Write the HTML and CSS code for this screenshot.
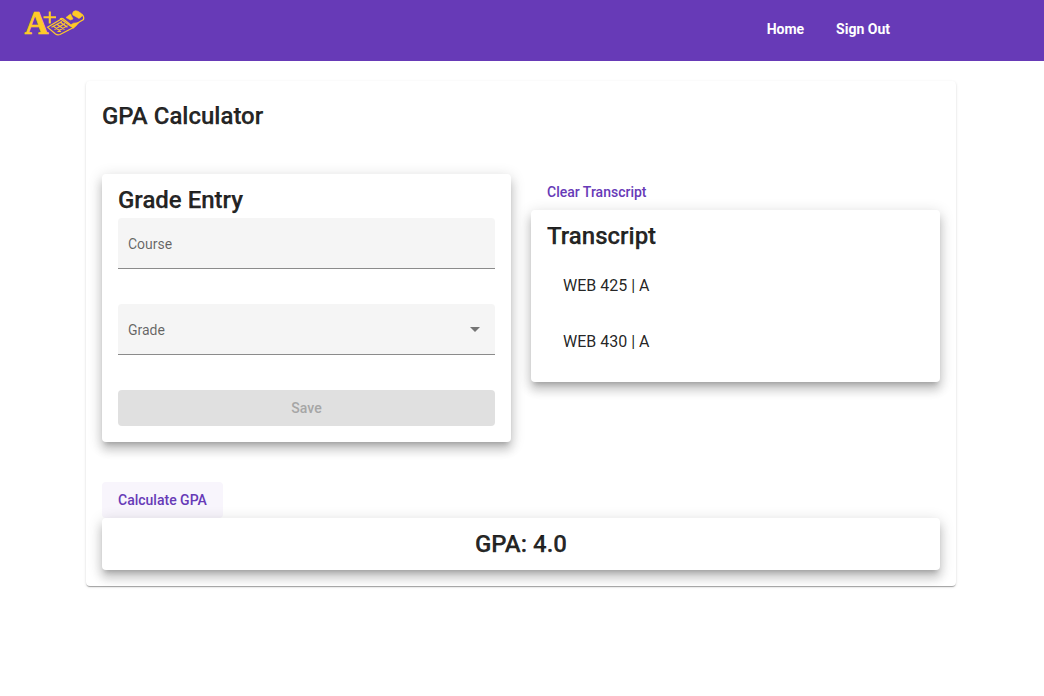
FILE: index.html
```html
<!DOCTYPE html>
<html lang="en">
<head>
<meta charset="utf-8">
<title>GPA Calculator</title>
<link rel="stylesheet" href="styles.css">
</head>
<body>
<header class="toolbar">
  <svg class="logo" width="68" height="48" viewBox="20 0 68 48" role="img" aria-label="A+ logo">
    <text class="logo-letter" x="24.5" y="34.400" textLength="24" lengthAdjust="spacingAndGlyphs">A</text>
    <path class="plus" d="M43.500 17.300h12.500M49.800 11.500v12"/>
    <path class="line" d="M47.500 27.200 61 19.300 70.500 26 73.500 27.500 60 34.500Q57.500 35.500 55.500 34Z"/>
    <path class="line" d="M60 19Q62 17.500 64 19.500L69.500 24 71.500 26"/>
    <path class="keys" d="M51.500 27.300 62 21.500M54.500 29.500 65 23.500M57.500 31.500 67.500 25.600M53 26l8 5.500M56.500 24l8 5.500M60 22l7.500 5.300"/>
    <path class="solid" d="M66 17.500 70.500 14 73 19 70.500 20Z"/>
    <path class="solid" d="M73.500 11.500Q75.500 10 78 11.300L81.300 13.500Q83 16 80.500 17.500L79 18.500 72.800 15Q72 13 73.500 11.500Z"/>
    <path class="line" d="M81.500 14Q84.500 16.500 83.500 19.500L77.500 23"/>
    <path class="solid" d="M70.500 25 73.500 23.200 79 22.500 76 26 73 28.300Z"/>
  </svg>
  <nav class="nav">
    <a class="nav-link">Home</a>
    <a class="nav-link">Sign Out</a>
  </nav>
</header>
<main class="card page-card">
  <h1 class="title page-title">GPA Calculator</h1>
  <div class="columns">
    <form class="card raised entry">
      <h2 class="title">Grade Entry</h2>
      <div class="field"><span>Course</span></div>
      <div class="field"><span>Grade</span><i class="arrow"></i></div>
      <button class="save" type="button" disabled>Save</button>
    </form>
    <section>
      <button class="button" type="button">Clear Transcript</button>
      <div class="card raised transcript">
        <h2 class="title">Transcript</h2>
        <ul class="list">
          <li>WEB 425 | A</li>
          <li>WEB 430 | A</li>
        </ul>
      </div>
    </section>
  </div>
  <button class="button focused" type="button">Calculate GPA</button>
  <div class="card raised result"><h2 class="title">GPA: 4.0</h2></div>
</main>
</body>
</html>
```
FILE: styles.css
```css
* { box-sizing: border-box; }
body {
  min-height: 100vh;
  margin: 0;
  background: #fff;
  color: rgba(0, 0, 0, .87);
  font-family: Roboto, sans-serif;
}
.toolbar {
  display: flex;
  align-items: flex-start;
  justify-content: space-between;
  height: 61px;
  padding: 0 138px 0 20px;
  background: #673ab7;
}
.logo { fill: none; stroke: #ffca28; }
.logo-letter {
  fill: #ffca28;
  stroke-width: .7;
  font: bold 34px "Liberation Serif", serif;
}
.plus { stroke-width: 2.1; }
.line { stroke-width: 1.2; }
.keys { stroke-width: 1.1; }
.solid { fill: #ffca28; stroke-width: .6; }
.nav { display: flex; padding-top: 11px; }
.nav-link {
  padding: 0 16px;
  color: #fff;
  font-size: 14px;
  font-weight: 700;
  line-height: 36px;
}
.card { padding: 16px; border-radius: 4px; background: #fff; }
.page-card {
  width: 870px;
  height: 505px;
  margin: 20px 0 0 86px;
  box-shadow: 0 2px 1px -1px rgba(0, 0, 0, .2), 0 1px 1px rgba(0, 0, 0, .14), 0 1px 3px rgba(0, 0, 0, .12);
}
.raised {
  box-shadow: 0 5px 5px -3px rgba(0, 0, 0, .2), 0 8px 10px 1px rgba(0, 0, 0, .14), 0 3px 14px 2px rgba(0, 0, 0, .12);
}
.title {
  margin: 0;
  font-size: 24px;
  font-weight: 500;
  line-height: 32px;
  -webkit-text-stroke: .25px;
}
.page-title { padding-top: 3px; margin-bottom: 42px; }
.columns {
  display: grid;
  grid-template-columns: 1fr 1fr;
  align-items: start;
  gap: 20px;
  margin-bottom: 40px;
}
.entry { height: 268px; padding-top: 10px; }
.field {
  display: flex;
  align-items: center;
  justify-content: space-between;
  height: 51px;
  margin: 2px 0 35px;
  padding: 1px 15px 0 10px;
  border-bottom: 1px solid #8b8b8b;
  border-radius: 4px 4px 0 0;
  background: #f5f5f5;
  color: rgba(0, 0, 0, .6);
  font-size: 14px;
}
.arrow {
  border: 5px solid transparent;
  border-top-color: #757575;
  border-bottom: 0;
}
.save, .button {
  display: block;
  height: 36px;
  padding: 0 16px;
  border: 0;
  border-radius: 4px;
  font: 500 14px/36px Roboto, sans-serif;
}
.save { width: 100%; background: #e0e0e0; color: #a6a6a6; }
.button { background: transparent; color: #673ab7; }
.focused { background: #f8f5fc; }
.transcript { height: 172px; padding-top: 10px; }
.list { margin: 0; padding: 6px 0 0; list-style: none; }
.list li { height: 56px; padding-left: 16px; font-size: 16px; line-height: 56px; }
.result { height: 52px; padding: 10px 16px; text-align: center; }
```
----
Transcribe the whole listing exactly. Pictures stay out of your copy.

Write the HTML and CSS code for this screenshot.
FILE: index.html
```html
<!DOCTYPE html>
<html lang="en">
<head>
<meta charset="utf-8">
<title>GPA Calculator</title>
<link rel="stylesheet" href="styles.css">
</head>
<body>
<header class="toolbar">
  <svg class="logo" width="68" height="48" viewBox="20 0 68 48" role="img" aria-label="A+ logo">
    <text class="logo-letter" x="24.5" y="34.400" textLength="24" lengthAdjust="spacingAndGlyphs">A</text>
    <path class="plus" d="M43.500 17.300h12.500M49.800 11.500v12"/>
    <path class="line" d="M47.500 27.200 61 19.300 70.500 26 73.500 27.500 60 34.500Q57.500 35.500 55.500 34Z"/>
    <path class="line" d="M60 19Q62 17.500 64 19.500L69.500 24 71.500 26"/>
    <path class="keys" d="M51.500 27.300 62 21.500M54.500 29.500 65 23.500M57.500 31.500 67.500 25.600M53 26l8 5.500M56.500 24l8 5.500M60 22l7.500 5.300"/>
    <path class="solid" d="M66 17.500 70.500 14 73 19 70.500 20Z"/>
    <path class="solid" d="M73.500 11.500Q75.500 10 78 11.300L81.300 13.500Q83 16 80.500 17.500L79 18.500 72.800 15Q72 13 73.500 11.500Z"/>
    <path class="line" d="M81.500 14Q84.500 16.500 83.500 19.500L77.500 23"/>
    <path class="solid" d="M70.500 25 73.500 23.200 79 22.500 76 26 73 28.300Z"/>
  </svg>
  <nav class="nav">
    <a class="nav-link">Home</a>
    <a class="nav-link">Sign Out</a>
  </nav>
</header>
<main class="card page-card">
  <h1 class="title page-title">GPA Calculator</h1>
  <div class="columns">
    <form class="card raised entry">
      <h2 class="title">Grade Entry</h2>
      <div class="field"><span>Course</span></div>
      <div class="field"><span>Grade</span><i class="arrow"></i></div>
      <button class="save" type="button" disabled>Save</button>
    </form>
    <section>
      <button class="button" type="button">Clear Transcript</button>
      <div class="card raised transcript">
        <h2 class="title">Transcript</h2>
        <ul class="list">
          <li>WEB 425 | A</li>
          <li>WEB 430 | A</li>
        </ul>
      </div>
    </section>
  </div>
  <button class="button focused" type="button">Calculate GPA</button>
  <div class="card raised result"><h2 class="title">GPA: 4.0</h2></div>
</main>
</body>
</html>
```
FILE: styles.css
```css
* { box-sizing: border-box; }
body {
  min-height: 100vh;
  margin: 0;
  background: #fff;
  color: rgba(0, 0, 0, .87);
  font-family: Roboto, sans-serif;
}
.toolbar {
  display: flex;
  align-items: flex-start;
  justify-content: space-between;
  height: 61px;
  padding: 0 138px 0 20px;
  background: #673ab7;
}
.logo { fill: none; stroke: #ffca28; }
.logo-letter {
  fill: #ffca28;
  stroke-width: .7;
  font: bold 34px "Liberation Serif", serif;
}
.plus { stroke-width: 2.1; }
.line { stroke-width: 1.2; }
.keys { stroke-width: 1.1; }
.solid { fill: #ffca28; stroke-width: .6; }
.nav { display: flex; padding-top: 11px; }
.nav-link {
  padding: 0 16px;
  color: #fff;
  font-size: 14px;
  font-weight: 700;
  line-height: 36px;
}
.card { padding: 16px; border-radius: 4px; background: #fff; }
.page-card {
  width: 870px;
  height: 505px;
  margin: 20px 0 0 86px;
  box-shadow: 0 2px 1px -1px rgba(0, 0, 0, .2), 0 1px 1px rgba(0, 0, 0, .14), 0 1px 3px rgba(0, 0, 0, .12);
}
.raised {
  box-shadow: 0 5px 5px -3px rgba(0, 0, 0, .2), 0 8px 10px 1px rgba(0, 0, 0, .14), 0 3px 14px 2px rgba(0, 0, 0, .12);
}
.title {
  margin: 0;
  font-size: 24px;
  font-weight: 500;
  line-height: 32px;
  -webkit-text-stroke: .25px;
}
.page-title { padding-top: 3px; margin-bottom: 42px; }
.columns {
  display: grid;
  grid-template-columns: 1fr 1fr;
  align-items: start;
  gap: 20px;
  margin-bottom: 40px;
}
.entry { height: 268px; padding-top: 10px; }
.field {
  display: flex;
  align-items: center;
  justify-content: space-between;
  height: 51px;
  margin: 2px 0 35px;
  padding: 1px 15px 0 10px;
  border-bottom: 1px solid #8b8b8b;
  border-radius: 4px 4px 0 0;
  background: #f5f5f5;
  color: rgba(0, 0, 0, .6);
  font-size: 14px;
}
.arrow {
  border: 5px solid transparent;
  border-top-color: #757575;
  border-bottom: 0;
}
.save, .button {
  display: block;
  height: 36px;
  padding: 0 16px;
  border: 0;
  border-radius: 4px;
  font: 500 14px/36px Roboto, sans-serif;
}
.save { width: 100%; background: #e0e0e0; color: #a6a6a6; }
.button { background: transparent; color: #673ab7; }
.focused { background: #f8f5fc; }
.transcript { height: 172px; padding-top: 10px; }
.list { margin: 0; padding: 6px 0 0; list-style: none; }
.list li { height: 56px; padding-left: 16px; font-size: 16px; line-height: 56px; }
.result { height: 52px; padding: 10px 16px; text-align: center; }
```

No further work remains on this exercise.